REQUIREMENTS =>
Wherever the string "components" appears in the listing, copy that line.

DATA EXTRACT =>
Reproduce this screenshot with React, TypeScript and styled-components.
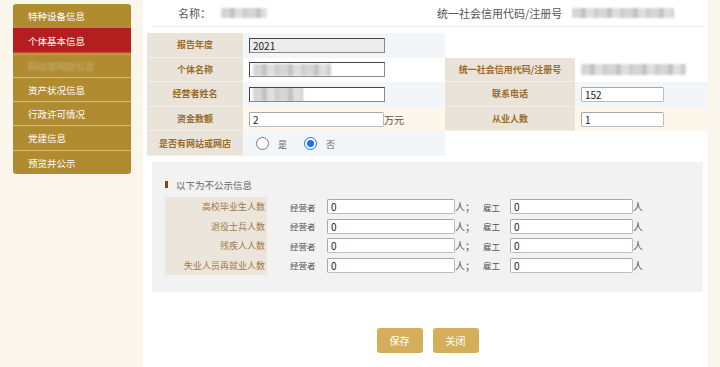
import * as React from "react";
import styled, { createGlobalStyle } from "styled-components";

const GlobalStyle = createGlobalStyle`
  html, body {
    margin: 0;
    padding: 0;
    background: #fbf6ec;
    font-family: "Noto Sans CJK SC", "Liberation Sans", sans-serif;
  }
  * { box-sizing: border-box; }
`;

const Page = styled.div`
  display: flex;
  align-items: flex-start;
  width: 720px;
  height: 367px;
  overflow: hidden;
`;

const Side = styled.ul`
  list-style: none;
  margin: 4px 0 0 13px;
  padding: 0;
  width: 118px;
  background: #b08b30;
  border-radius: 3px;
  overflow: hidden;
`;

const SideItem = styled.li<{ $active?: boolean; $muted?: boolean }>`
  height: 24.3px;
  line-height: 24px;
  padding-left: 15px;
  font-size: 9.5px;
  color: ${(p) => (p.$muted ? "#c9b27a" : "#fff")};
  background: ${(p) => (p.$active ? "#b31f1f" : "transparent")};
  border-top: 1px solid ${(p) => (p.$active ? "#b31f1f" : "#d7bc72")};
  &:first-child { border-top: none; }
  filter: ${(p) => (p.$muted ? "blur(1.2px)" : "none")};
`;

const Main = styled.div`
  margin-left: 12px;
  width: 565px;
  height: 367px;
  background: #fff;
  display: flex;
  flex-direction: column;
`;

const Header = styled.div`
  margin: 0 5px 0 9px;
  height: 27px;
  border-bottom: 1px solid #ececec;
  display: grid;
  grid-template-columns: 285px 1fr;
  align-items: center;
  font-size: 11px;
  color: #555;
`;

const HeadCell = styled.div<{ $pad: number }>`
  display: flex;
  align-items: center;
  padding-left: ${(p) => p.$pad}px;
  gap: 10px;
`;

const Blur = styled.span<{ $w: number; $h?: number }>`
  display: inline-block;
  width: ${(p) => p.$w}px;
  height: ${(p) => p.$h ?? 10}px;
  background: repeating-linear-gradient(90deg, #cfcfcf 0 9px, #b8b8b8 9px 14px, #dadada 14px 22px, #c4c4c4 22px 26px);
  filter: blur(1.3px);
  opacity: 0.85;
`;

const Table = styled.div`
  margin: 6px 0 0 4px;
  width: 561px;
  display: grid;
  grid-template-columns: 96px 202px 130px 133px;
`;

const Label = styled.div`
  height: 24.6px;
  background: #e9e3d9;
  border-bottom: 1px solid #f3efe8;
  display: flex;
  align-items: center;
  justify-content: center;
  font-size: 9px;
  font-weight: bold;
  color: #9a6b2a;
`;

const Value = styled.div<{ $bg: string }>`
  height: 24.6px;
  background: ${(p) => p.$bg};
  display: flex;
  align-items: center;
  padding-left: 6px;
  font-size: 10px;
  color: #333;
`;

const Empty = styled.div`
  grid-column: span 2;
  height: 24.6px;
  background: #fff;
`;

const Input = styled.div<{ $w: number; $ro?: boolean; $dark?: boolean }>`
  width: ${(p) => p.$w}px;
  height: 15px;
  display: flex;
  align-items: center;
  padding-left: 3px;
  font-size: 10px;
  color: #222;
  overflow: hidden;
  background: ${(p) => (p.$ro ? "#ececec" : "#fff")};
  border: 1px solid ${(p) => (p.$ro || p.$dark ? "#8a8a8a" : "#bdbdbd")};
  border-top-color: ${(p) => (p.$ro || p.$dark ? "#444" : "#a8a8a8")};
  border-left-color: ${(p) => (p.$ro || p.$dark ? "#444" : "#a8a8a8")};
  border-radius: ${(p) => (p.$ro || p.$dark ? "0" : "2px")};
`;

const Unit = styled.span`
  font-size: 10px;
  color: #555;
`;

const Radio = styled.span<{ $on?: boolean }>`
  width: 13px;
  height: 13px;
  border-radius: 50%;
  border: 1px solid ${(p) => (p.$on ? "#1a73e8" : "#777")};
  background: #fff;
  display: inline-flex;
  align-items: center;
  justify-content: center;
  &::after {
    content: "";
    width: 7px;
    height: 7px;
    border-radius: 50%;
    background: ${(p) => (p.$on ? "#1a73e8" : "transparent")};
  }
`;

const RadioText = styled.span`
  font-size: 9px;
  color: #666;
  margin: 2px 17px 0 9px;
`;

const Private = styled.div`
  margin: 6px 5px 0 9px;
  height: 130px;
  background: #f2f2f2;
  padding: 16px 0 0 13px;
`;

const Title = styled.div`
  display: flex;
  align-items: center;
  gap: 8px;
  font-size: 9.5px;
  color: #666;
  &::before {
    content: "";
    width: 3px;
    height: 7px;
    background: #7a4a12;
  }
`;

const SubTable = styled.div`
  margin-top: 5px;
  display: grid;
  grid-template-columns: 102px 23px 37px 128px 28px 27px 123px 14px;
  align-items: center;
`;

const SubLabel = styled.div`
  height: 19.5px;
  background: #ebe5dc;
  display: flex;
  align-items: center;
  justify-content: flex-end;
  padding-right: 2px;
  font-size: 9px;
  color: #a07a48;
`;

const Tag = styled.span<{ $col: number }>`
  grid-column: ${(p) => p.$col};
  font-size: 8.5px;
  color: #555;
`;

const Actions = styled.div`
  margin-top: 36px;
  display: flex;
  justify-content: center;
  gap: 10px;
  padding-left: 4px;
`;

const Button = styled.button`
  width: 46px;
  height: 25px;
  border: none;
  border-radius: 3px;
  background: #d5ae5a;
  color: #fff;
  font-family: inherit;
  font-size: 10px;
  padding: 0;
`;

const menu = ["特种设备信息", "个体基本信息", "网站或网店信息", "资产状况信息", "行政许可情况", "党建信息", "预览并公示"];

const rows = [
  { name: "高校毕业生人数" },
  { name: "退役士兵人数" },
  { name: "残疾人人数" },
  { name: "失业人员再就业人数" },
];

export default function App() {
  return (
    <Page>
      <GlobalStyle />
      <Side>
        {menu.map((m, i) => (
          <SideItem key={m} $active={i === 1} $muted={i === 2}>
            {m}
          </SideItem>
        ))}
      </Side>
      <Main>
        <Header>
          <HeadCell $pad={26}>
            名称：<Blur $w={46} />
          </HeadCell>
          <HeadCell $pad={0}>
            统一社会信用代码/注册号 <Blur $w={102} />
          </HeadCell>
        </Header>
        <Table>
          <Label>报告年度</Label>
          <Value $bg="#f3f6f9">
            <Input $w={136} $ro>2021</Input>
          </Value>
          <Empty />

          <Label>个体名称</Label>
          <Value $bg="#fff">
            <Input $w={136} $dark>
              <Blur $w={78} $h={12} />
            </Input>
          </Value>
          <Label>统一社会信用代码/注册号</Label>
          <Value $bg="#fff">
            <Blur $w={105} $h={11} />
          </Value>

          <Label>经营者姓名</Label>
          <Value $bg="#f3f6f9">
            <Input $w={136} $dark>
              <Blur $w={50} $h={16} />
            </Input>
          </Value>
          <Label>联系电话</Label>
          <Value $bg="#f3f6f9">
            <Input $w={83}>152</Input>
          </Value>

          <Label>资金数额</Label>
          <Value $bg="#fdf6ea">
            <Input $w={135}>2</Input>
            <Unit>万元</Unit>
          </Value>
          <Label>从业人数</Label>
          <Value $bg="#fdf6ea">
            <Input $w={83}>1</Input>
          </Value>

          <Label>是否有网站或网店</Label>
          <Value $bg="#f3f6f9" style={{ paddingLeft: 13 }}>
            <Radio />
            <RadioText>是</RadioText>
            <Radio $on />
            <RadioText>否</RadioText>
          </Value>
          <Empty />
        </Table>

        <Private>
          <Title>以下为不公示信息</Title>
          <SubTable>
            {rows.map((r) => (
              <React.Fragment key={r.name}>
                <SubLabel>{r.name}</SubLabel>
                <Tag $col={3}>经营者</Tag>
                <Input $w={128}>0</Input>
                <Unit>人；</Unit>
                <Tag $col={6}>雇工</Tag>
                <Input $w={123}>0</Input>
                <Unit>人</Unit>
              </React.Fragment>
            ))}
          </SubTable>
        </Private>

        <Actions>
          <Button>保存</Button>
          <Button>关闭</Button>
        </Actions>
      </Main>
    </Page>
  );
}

SOLVED PROBLEM =>
Reproduce this screenshot with React, TypeScript and styled-components.
import styled, { createGlobalStyle } from "styled-components";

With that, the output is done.